» INSTRUCTIONS FOR THE TASK: Which lines have the string "this"? Copy all of them from the entries below.

[Interface markup and scripts]

>> BEGIN

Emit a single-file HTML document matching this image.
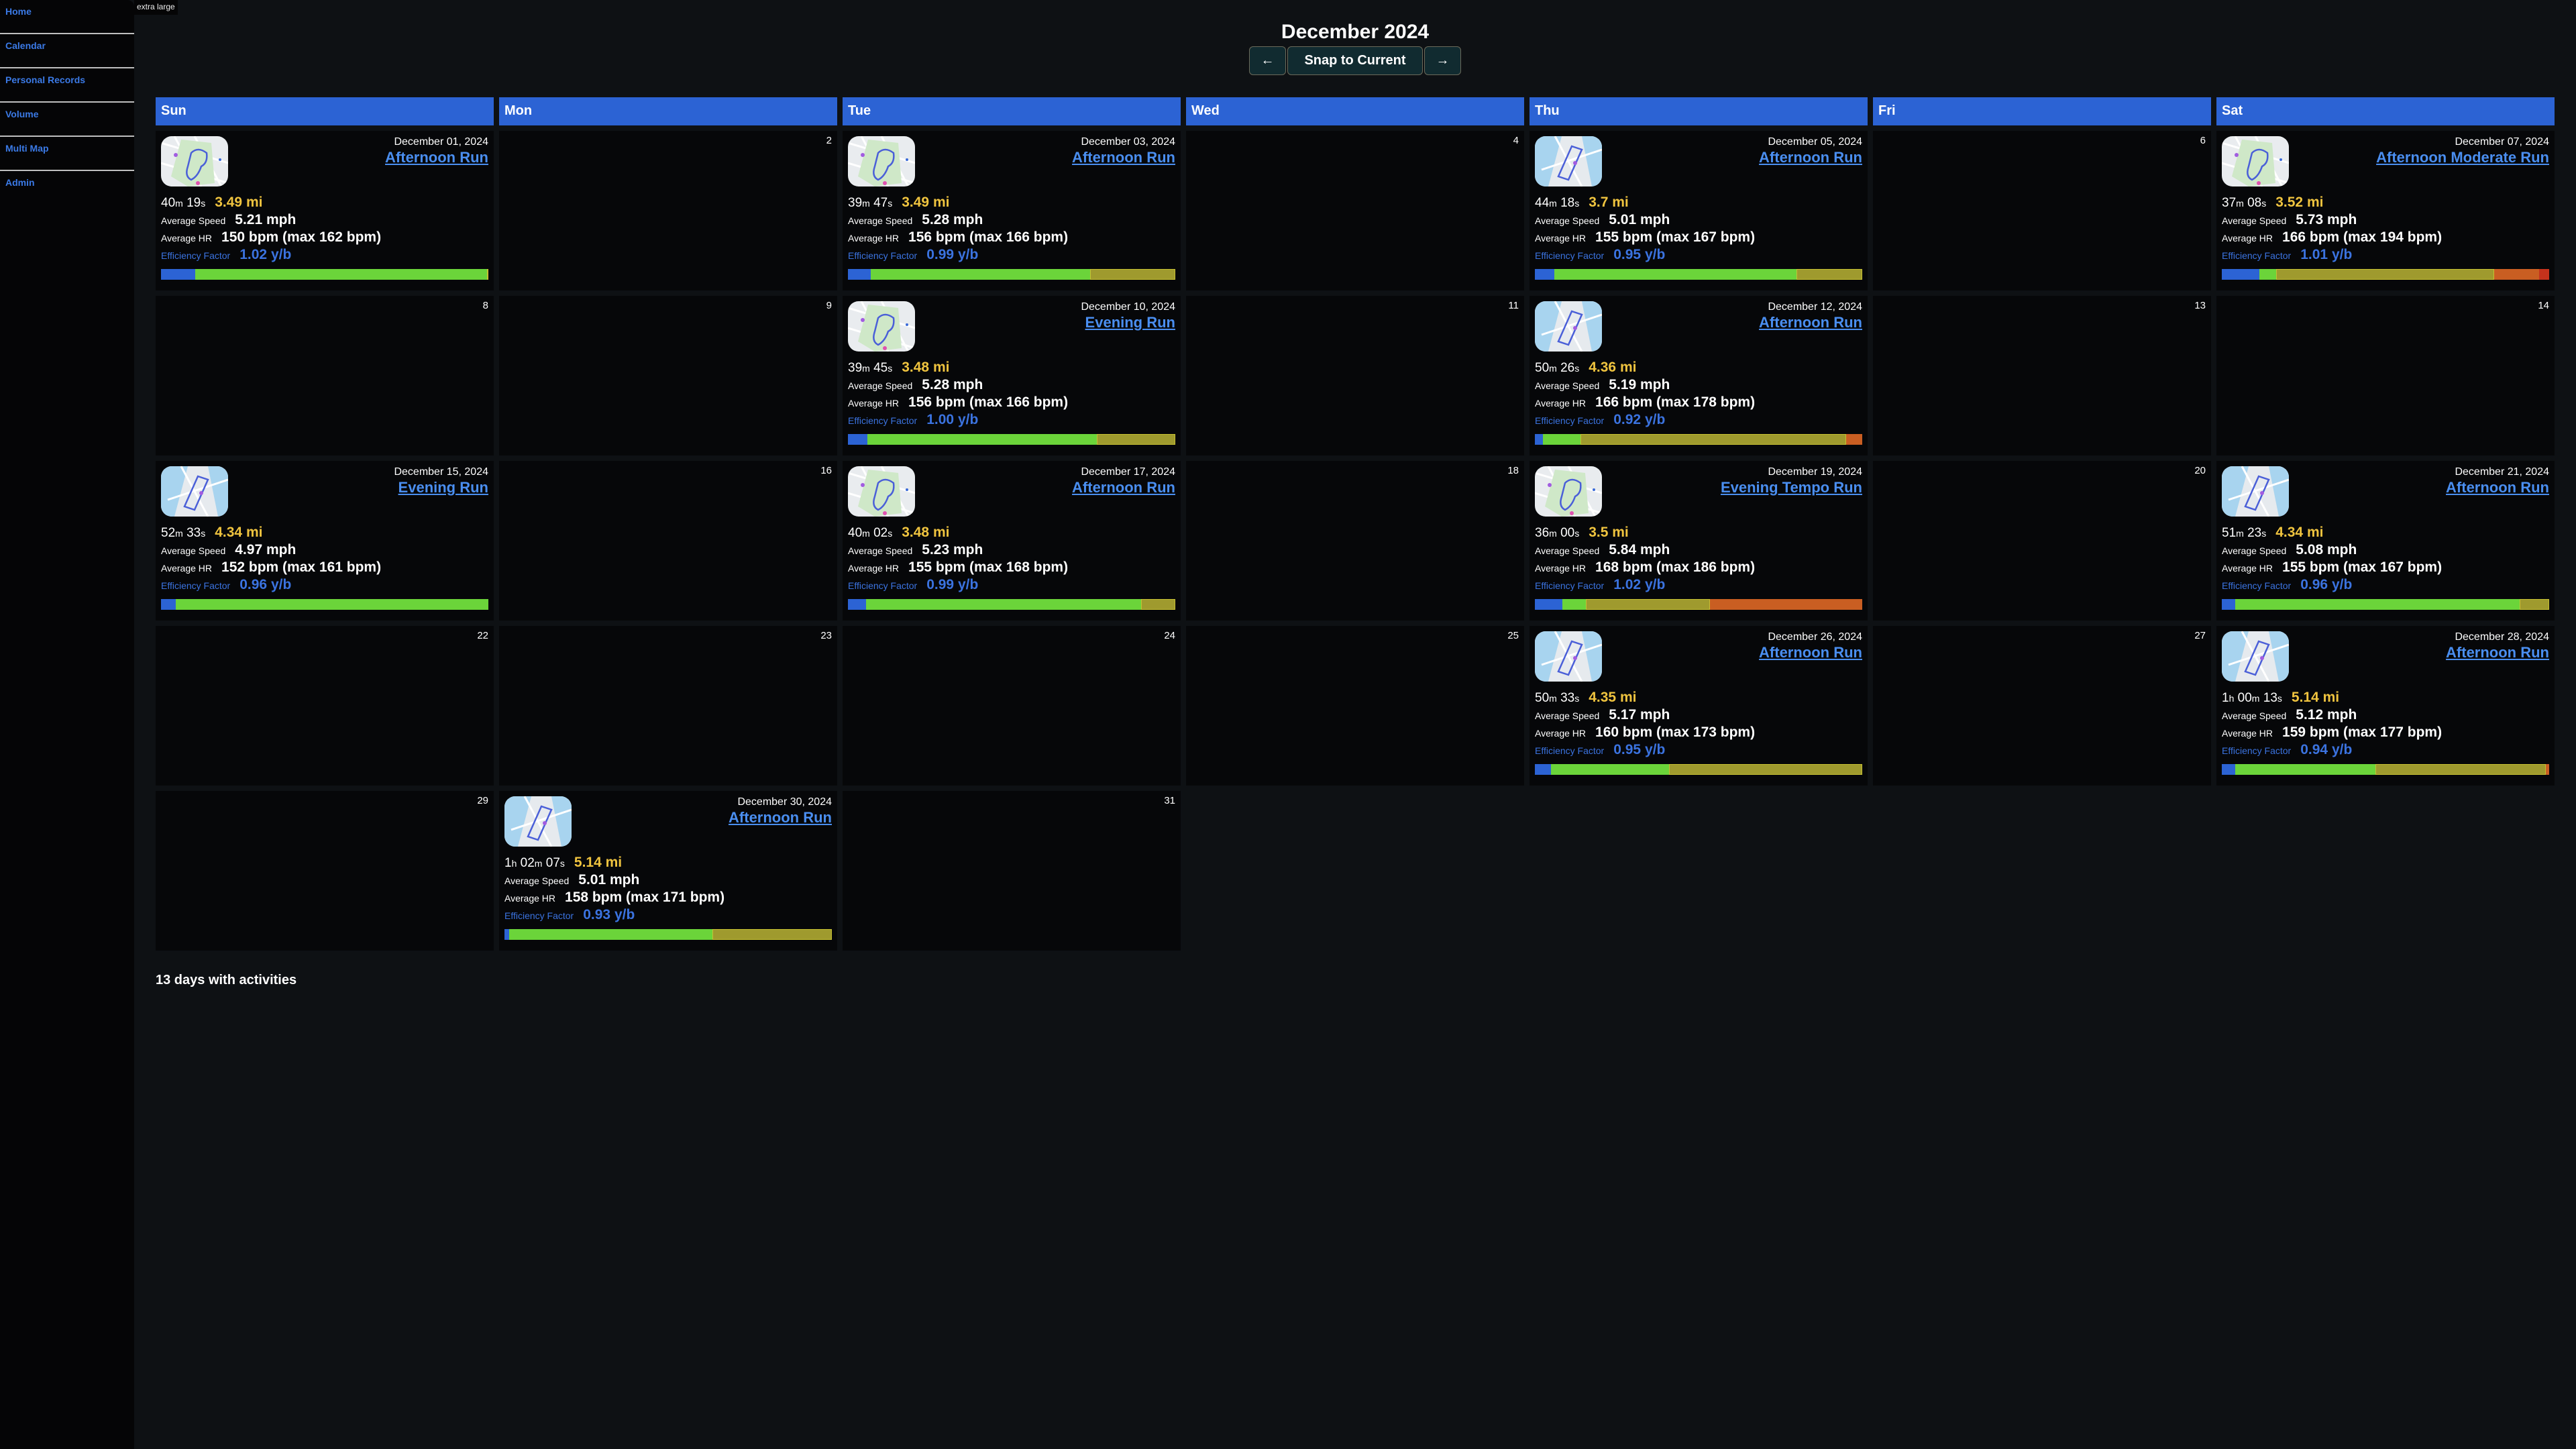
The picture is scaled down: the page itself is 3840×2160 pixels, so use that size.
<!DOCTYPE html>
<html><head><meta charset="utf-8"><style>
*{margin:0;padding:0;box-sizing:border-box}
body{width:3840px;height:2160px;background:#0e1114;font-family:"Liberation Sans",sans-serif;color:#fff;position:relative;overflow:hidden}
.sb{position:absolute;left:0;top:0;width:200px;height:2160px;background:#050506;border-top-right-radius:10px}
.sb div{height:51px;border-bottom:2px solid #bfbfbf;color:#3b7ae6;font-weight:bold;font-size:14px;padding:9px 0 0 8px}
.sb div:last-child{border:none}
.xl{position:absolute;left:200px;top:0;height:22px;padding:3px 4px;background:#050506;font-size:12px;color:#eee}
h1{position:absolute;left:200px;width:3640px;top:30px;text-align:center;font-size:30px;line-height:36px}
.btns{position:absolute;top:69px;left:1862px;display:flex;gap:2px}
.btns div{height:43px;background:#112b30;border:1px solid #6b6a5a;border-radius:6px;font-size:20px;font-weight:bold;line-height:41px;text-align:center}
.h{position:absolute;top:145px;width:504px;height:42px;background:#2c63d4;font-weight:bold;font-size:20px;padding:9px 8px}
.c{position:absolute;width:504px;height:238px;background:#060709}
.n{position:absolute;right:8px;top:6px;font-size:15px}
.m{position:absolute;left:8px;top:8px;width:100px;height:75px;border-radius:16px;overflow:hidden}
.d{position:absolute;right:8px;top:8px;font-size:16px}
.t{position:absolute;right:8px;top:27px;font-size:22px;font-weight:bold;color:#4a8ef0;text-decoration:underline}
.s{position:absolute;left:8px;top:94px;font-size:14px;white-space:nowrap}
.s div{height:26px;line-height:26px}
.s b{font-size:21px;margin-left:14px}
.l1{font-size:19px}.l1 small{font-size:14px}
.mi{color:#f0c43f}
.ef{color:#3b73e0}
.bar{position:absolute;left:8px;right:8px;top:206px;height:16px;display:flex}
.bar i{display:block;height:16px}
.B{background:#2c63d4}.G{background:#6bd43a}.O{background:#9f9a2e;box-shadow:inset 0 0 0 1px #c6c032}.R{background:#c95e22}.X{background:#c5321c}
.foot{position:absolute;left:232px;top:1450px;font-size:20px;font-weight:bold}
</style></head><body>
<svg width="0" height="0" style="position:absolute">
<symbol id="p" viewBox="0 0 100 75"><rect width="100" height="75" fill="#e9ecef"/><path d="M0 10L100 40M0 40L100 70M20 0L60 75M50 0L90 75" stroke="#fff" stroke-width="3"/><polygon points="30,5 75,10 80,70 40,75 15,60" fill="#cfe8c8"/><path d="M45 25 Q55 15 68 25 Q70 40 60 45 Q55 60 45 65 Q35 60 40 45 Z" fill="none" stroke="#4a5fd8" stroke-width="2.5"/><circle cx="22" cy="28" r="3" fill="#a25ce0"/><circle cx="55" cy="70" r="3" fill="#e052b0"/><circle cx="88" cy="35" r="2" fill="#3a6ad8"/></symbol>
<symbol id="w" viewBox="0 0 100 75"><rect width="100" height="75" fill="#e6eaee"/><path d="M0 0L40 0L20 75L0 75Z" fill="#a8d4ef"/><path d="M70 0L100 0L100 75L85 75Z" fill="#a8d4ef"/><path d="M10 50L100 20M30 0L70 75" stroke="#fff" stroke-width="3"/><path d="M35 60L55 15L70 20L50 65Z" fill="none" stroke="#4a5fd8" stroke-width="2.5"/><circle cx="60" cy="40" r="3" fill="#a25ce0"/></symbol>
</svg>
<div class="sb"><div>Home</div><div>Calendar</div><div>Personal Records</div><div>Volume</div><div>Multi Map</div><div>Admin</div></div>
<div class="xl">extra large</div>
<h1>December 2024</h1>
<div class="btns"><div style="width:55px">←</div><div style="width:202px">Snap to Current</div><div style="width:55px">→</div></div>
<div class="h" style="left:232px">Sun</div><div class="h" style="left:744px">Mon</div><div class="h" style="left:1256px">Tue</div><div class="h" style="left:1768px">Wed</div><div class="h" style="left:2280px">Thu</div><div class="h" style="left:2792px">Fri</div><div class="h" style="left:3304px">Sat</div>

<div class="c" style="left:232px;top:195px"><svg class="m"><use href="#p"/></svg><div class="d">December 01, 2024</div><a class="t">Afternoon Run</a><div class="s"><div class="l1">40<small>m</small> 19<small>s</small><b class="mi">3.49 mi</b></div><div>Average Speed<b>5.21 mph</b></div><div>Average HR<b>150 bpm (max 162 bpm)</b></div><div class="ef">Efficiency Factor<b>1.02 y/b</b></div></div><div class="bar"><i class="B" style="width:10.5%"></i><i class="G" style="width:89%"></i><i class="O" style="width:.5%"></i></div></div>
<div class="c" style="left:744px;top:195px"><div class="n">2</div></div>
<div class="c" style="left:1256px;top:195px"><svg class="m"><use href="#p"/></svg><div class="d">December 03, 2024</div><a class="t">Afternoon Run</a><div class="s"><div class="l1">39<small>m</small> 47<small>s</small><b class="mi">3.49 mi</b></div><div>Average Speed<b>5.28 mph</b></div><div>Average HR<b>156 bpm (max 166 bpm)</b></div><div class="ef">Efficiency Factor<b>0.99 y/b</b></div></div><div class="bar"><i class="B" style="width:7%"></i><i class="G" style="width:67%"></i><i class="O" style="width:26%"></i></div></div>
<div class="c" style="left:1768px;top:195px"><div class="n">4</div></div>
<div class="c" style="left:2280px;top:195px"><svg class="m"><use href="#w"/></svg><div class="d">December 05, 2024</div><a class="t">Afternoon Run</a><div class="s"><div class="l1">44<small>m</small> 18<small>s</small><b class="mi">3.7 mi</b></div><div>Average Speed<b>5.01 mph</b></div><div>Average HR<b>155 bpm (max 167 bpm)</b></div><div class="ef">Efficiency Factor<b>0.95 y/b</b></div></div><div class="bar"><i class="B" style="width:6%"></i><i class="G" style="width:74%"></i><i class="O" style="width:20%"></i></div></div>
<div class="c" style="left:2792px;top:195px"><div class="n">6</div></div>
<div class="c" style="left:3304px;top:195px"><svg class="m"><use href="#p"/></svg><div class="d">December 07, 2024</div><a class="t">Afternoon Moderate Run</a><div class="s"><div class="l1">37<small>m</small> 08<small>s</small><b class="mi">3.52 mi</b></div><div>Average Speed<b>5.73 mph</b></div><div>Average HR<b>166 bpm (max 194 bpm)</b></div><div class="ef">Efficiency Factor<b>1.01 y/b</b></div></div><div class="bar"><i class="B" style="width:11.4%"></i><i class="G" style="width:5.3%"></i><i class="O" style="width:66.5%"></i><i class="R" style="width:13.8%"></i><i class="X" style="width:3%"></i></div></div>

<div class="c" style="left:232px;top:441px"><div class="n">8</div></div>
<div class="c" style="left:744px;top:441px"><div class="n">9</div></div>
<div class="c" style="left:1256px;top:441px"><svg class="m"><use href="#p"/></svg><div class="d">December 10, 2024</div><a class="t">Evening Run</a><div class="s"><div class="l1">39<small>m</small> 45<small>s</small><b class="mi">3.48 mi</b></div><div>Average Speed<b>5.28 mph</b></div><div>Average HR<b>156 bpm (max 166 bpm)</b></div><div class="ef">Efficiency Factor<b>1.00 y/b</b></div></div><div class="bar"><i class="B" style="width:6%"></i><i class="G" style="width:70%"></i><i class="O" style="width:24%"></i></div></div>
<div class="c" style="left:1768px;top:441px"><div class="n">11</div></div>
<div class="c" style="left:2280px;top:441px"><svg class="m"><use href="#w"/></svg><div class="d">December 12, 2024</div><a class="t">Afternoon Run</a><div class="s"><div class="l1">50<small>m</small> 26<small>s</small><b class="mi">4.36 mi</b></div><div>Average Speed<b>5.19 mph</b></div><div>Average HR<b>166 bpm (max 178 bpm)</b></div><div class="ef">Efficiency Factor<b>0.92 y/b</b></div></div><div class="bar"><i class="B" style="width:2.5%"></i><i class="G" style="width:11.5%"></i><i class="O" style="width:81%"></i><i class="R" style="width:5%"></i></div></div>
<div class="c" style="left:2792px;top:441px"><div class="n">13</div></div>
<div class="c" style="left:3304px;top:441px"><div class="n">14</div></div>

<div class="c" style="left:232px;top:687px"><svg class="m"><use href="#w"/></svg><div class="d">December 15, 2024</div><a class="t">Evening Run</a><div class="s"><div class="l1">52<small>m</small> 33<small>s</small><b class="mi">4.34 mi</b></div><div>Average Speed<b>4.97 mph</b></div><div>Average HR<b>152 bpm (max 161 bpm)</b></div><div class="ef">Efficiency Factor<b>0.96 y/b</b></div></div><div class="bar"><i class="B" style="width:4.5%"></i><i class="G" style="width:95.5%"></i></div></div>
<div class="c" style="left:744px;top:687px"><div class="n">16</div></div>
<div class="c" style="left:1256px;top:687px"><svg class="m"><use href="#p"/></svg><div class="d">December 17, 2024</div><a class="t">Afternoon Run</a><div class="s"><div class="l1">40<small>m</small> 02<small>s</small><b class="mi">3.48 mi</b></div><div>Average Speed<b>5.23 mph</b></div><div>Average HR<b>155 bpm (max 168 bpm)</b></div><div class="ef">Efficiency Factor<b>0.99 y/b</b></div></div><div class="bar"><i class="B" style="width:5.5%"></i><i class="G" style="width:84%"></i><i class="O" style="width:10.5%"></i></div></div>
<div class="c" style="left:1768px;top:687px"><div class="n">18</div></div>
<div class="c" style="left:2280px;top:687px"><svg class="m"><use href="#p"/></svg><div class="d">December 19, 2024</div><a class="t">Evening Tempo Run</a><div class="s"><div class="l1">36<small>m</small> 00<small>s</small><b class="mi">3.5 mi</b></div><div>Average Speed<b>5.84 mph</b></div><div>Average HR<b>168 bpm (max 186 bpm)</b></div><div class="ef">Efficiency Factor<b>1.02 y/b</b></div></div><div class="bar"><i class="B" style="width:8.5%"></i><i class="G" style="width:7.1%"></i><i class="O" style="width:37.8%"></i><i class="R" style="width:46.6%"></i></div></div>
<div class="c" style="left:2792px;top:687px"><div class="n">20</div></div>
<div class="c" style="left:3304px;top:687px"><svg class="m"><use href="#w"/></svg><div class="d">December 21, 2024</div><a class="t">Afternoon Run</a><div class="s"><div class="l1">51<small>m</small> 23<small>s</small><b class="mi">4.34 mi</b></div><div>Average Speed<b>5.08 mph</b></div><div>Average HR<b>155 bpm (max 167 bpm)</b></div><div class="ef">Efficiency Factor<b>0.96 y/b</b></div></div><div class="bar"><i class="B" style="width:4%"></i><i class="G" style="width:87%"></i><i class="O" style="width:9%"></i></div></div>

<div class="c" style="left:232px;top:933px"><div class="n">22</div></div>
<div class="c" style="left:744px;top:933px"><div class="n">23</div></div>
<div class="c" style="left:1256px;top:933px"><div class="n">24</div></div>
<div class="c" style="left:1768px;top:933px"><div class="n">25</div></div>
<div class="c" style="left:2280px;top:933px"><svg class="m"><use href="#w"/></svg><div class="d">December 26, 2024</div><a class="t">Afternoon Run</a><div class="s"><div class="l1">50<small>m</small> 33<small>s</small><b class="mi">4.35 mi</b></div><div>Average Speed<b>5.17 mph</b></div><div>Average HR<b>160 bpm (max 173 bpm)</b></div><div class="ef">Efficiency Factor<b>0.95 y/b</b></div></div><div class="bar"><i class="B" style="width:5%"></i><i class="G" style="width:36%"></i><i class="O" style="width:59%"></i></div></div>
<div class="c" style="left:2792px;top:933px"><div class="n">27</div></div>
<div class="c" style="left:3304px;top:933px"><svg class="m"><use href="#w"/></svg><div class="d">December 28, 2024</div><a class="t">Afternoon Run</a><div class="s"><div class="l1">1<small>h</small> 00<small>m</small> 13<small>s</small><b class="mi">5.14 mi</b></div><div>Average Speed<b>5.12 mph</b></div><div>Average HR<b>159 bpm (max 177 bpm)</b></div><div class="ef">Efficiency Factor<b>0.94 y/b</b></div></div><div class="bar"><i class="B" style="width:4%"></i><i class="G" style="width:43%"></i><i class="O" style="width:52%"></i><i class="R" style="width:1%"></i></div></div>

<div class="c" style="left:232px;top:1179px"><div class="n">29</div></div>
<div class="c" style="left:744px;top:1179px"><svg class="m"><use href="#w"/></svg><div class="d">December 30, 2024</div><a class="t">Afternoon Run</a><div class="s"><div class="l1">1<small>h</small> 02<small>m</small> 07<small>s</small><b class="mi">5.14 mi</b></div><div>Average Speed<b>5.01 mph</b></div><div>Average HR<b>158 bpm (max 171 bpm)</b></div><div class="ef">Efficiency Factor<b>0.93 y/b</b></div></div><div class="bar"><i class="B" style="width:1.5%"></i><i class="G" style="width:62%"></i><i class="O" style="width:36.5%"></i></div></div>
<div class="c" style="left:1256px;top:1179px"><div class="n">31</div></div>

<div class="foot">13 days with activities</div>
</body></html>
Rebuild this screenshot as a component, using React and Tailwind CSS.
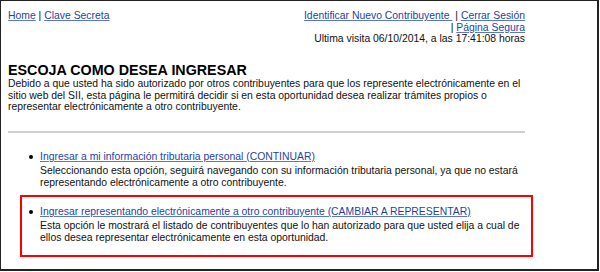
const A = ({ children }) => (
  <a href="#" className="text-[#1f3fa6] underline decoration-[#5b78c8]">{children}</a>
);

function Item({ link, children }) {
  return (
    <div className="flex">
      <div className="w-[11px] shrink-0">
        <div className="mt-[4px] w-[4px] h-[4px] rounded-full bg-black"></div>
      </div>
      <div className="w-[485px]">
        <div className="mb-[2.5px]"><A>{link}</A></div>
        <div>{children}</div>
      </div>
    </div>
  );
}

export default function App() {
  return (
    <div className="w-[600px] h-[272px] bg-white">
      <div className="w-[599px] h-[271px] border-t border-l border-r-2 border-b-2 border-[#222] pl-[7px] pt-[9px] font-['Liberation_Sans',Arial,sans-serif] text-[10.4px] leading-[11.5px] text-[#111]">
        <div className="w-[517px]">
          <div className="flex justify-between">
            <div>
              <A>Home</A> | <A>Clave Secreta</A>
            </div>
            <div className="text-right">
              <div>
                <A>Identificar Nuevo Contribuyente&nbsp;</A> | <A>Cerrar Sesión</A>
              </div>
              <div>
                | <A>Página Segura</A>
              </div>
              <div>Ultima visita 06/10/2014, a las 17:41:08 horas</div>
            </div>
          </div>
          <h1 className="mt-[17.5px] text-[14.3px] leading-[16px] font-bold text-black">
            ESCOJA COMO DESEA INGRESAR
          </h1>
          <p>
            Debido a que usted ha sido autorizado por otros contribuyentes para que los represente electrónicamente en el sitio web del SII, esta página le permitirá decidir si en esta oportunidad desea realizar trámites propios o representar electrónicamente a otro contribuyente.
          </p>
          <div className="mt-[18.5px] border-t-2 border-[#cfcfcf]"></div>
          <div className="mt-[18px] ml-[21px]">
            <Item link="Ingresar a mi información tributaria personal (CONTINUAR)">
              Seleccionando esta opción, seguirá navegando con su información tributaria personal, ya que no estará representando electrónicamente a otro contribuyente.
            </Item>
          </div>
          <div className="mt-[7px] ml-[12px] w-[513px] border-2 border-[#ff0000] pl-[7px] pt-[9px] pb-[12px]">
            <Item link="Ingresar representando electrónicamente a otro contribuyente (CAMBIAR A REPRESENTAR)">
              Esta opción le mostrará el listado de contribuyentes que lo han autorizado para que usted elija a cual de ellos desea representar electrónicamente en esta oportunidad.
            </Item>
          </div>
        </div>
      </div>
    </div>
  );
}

>> END

» RESPONSE TO THE EXERCISE:
Emit a single-file HTML document matching this image.
Rebuild this screenshot as a component, using React and Tailwind CSS.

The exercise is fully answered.